Be a better bitch

February 26, 2015

You don't have to keep up with this facade in front of me anymore because I can honestly say I no longer give a fuck about your opinion of me. Once upon a time, you've had me in your game, trying to gain your approval. But you can only hurt so much before you get numb. And this is what I am now. Numb. Cold. Unfeeling.

I don't know how to feel anymore. I swore to never ever shed another tear over you again and I must say I've been doing a darn good job. But there are some days when memories of the past hit me like a bullet train. These are the days I lay in bed curled up like a ball, fighting back my tears.
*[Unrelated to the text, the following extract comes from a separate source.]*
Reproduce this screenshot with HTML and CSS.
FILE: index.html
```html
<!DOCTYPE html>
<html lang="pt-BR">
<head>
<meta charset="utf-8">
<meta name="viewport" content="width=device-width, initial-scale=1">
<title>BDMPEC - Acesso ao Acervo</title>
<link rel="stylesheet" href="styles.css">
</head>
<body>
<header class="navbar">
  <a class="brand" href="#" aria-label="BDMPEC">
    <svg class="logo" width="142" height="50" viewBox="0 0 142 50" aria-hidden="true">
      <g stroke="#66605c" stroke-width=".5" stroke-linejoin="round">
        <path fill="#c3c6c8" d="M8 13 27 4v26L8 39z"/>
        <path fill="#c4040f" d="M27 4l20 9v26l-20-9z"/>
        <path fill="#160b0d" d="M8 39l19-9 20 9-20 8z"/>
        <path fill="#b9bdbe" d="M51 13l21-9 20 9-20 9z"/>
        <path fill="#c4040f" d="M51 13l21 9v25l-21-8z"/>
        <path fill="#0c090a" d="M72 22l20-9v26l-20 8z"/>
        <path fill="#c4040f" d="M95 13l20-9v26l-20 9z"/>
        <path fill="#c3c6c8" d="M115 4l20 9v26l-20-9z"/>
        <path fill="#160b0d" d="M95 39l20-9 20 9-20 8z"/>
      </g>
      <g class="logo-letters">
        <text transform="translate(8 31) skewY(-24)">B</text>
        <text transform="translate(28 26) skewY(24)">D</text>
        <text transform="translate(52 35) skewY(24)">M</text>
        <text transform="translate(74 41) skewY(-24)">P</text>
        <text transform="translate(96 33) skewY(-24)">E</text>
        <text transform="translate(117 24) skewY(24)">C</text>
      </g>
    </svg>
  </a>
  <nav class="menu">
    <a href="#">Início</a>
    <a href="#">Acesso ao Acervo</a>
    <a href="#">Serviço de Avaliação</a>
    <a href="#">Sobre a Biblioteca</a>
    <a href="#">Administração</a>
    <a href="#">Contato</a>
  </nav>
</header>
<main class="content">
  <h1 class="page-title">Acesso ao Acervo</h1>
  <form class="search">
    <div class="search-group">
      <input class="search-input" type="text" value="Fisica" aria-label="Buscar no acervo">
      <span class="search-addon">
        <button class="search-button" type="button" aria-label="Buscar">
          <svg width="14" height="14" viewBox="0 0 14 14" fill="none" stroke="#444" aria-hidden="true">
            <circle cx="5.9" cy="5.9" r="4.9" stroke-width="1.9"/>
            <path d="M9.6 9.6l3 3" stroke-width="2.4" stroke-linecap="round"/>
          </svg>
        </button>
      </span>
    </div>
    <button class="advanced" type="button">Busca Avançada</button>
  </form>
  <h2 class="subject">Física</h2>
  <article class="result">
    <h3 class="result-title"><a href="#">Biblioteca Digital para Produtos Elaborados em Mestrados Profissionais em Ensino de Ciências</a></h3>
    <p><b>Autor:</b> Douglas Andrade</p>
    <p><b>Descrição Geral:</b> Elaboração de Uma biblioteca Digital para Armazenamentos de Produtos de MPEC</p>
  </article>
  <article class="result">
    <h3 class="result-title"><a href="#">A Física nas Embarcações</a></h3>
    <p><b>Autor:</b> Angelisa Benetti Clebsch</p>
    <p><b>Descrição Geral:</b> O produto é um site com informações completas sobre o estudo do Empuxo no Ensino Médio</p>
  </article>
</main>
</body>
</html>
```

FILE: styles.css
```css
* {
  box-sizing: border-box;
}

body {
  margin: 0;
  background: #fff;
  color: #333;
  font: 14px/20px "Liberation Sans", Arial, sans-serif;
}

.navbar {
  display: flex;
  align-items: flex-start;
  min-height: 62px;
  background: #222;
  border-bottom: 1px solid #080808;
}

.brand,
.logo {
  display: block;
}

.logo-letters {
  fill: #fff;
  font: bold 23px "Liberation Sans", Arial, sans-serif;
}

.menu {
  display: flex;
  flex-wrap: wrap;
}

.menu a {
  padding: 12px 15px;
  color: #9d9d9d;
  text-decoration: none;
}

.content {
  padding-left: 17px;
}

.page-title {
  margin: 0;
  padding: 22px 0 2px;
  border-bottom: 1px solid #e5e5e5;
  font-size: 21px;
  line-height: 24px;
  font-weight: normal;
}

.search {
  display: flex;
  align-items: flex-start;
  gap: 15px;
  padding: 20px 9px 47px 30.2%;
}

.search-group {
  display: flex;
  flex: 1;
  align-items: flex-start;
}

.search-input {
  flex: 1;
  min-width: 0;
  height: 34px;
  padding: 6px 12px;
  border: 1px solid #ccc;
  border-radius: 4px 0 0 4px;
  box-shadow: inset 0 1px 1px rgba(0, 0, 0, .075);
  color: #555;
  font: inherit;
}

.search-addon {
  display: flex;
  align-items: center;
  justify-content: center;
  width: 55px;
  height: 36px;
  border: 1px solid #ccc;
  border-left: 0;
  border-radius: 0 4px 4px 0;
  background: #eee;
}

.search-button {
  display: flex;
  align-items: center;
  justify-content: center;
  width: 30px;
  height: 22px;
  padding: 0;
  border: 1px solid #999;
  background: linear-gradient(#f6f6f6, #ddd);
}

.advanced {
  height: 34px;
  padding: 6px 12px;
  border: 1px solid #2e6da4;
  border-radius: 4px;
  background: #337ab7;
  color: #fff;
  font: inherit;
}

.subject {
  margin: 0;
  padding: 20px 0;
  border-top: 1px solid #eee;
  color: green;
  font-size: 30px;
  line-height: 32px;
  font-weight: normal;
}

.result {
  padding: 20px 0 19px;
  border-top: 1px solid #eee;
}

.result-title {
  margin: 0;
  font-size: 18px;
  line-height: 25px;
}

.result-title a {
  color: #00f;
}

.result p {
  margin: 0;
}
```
I keep reminding myself of how gross you can be. That instead of protecting the people who adore you, you decide to join in and hurt them. Just because you don't want to be in that fight alone? Just because you couldn't find the strength to stand up for the people you love? Just because you're weak and you're a coward?
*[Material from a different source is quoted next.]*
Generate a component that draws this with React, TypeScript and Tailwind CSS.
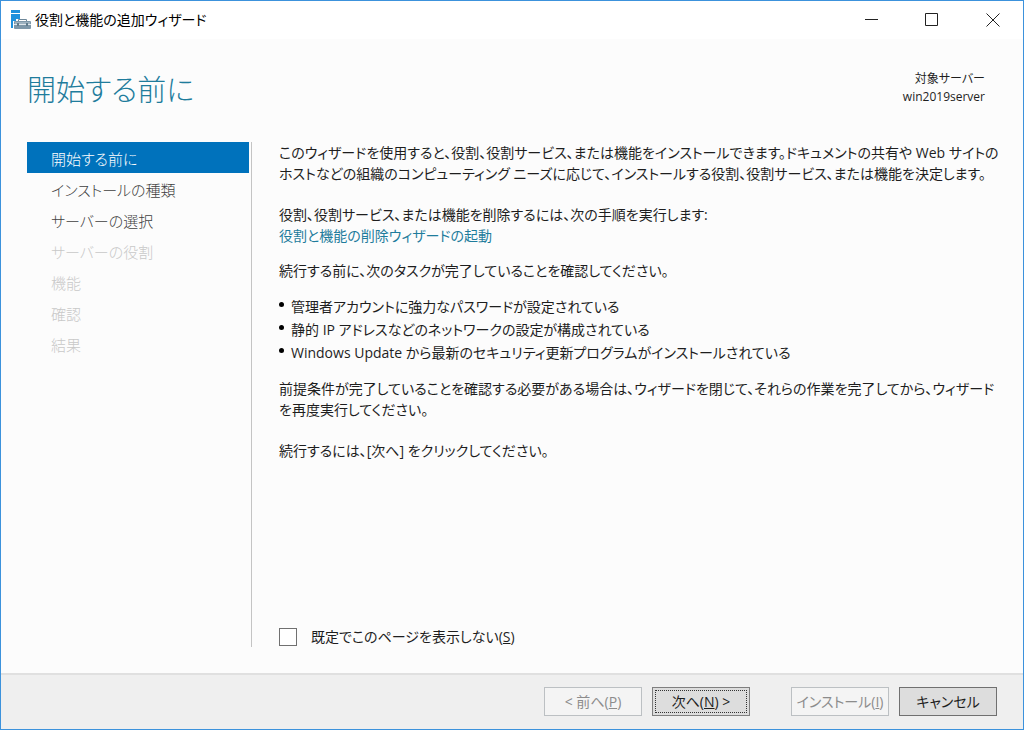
import { useState } from "react";
import type { ReactNode } from "react";

const STEPS = [
  { label: "開始する前に", state: "current" },
  { label: "インストールの種類", state: "open" },
  { label: "サーバーの選択", state: "open" },
  { label: "サーバーの役割", state: "locked" },
  { label: "機能", state: "locked" },
  { label: "確認", state: "locked" },
  { label: "結果", state: "locked" },
];

const TASKS = [
  "管理者アカウントに強力なパスワードが設定されている",
  "静的 IP アドレスなどのネットワークの設定が構成されている",
  "Windows Update から最新のセキュリティ更新プログラムがインストールされている",
];

const stepStyles: Record<string, string> = {
  current: "bg-[#0072bc] text-white",
  open: "text-[#404040]",
  locked: "text-[#c8c8c8]",
};

function ServerManagerIcon() {
  return (
    <svg width="20" height="20" viewBox="0 0 20 20" aria-hidden="true">
      <path d="M0 0h9v3H0zM0 4h9v5H5v2H2v7H0z" fill="#1e90dc" />
      <path d="M7.500 12V9.500h8V12" fill="none" stroke="#6d8799" />
      <rect x="3" y="11" width="17" height="8" rx="1" fill="#7d97a9" />
      <path d="M4 12h15v2H4z" fill="#9db2c0" />
      <path d="M3 14h17v1H3z" fill="#dfe7ec" />
      <path d="M6 13h2v3H6zM15 13h2v3h-2z" fill="#5f7b8c" />
    </svg>
  );
}

function CaptionButton({ label, children }: { label: string; children: ReactNode }) {
  return (
    <button type="button" aria-label={label} className="flex w-[61px] items-center justify-center hover:bg-[#e5e5e5]">
      <svg width="14" height="14" viewBox="0 0 14 14" fill="none" stroke="#222222" aria-hidden="true">
        {children}
      </svg>
    </button>
  );
}

export default function App() {
  const [skip, setSkip] = useState(false);

  return (
    <div className="flex min-h-screen flex-col border border-[#3c92dc] bg-[#fcfcfc] font-['Open_Sans','Noto_Sans_CJK_JP',sans-serif] text-sm text-[#1e1e1e] [font-feature-settings:'palt']">
      {/* Title bar */}
      <div className="flex h-[38px] bg-white">
        <div className="flex flex-1 items-center gap-1 pl-[10px]">
          <ServerManagerIcon />
          <span className="text-black">役割と機能の追加ウィザード</span>
        </div>
        <CaptionButton label="最小化">
          <path d="M1 6.500h13" />
        </CaptionButton>
        <CaptionButton label="最大化">
          <path d="M.5 .5h12v12H.5z" />
        </CaptionButton>
        <CaptionButton label="閉じる">
          <path d="M.5 .5l13 13M13.500 .5l-13 13" />
        </CaptionButton>
      </div>

      {/* Page heading */}
      <header className="flex items-start justify-between pt-[31px] pr-[38px] pb-[30px] pl-[26px]">
        <h1 className="text-[29px] leading-[40px] font-light text-[#1f7c9c]">開始する前に</h1>
        <div className="text-right text-[12px] leading-[18px]">
          <div>対象サーバー</div>
          <div>win2019server</div>
        </div>
      </header>

      {/* Steps + page body */}
      <div className="flex flex-1 pt-[2px] pb-[26px] pl-[26px]">
        <nav className="w-[225px] shrink-0 border-r border-[#c4c4c4] pr-[2px]">
          <ul>
            {STEPS.map((step) => (
              <li
                key={step.label}
                aria-current={step.state === "current" ? "step" : undefined}
                className={`h-[31px] pl-6 text-[15px] leading-[34px] font-light ${stepStyles[step.state]}`}
              >
                {step.label}
              </li>
            ))}
          </ul>
        </nav>

        <main className="flex flex-1 flex-col pr-6 pl-[27px] leading-[21px]">
          <p>
            このウィザードを使用すると、役割、役割サービス、または機能をインストールできます。ドキュメントの共有や Web サイトの
            <br />
            ホストなどの組織のコンピューティング ニーズに応じて、インストールする役割、役割サービス、または機能を決定します。
          </p>
          <p className="mt-5">
            役割、役割サービス、または機能を削除するには、次の手順を実行します:
            <br />
            <a href="#remove" className="text-[#1f7c9c]">
              役割と機能の削除ウィザードの起動
            </a>
          </p>
          <p className="mt-[14px]">続行する前に、次のタスクが完了していることを確認してください。</p>
          <ul className="mt-[14px] leading-[23px]">
            {TASKS.map((task) => (
              <li key={task} className="flex">
                <span className="mt-[7px] mr-[7px] h-[5px] w-[5px] shrink-0 rounded-full bg-black" />
                {task}
              </li>
            ))}
          </ul>
          <p className="mt-[14px]">
            前提条件が完了していることを確認する必要がある場合は、ウィザードを閉じて、それらの作業を完了してから、ウィザード
            <br />
            を再度実行してください。
          </p>
          <p className="mt-5">続行するには、[次へ] をクリックしてください。</p>

          <label className="mt-auto flex items-center gap-[14px]">
            <input
              type="checkbox"
              checked={skip}
              onChange={(e) => setSkip(e.target.checked)}
              className="h-[18px] w-[18px] appearance-none border border-[#707070] bg-white checked:bg-[#0072bc]"
            />
            <span>
              既定でこのページを表示しない(<u>S</u>)
            </span>
          </label>
        </main>
      </div>

      {/* Command bar */}
      <footer className="flex h-[56px] items-start justify-end gap-[10px] border-t-2 border-[#e0e0e0] bg-[#efefef] pt-3 pr-[26px]">
        <button type="button" disabled className="h-[29px] w-[98px] border border-[#bcc0c3] bg-[#f4f4f4] text-[#8c8c8c]">
          &lt; 前へ(<u>P</u>)
        </button>
        <button type="button" className="h-[29px] w-[98px] border border-[#7f7f7f] bg-[#dddddd] p-[2px]">
          <span className="flex h-full items-center justify-center border border-dotted border-[#333333]">
            <span>
              次へ(<u>N</u>) &gt;
            </span>
          </span>
        </button>
        <button type="button" disabled className="ml-[31px] h-[29px] w-[98px] border border-[#bcc0c3] bg-[#f4f4f4] text-[#8c8c8c]">
          インストール(<u>I</u>)
        </button>
        <button type="button" className="h-[29px] w-[98px] border border-[#707070] bg-[#dddddd]">
          キャンセル
        </button>
      </footer>
    </div>
  );
}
Yes, I am a bitch. Yes, I bitch a lot. Yes, I am very bitchy. But you know what? I'm still better than you in every possible way because at least I stand by my words. I don't go bitching about someone then acting like I've got no problem with them. I'm not ashamed of what I said and I can give you a long, lengthy, detailed explanation on why I did what I did, but I won't. Because you're not worth my time. AT ALL.

You, on the other hand, should be ashamed. If you want to be a bitch, I invite you to be a better bitch than me. Don't hide behind that wall of security. Don't follow the opinion of others just because you don't have your own. Stop being so insecure and stop putting others down so that you can feel better about yourself.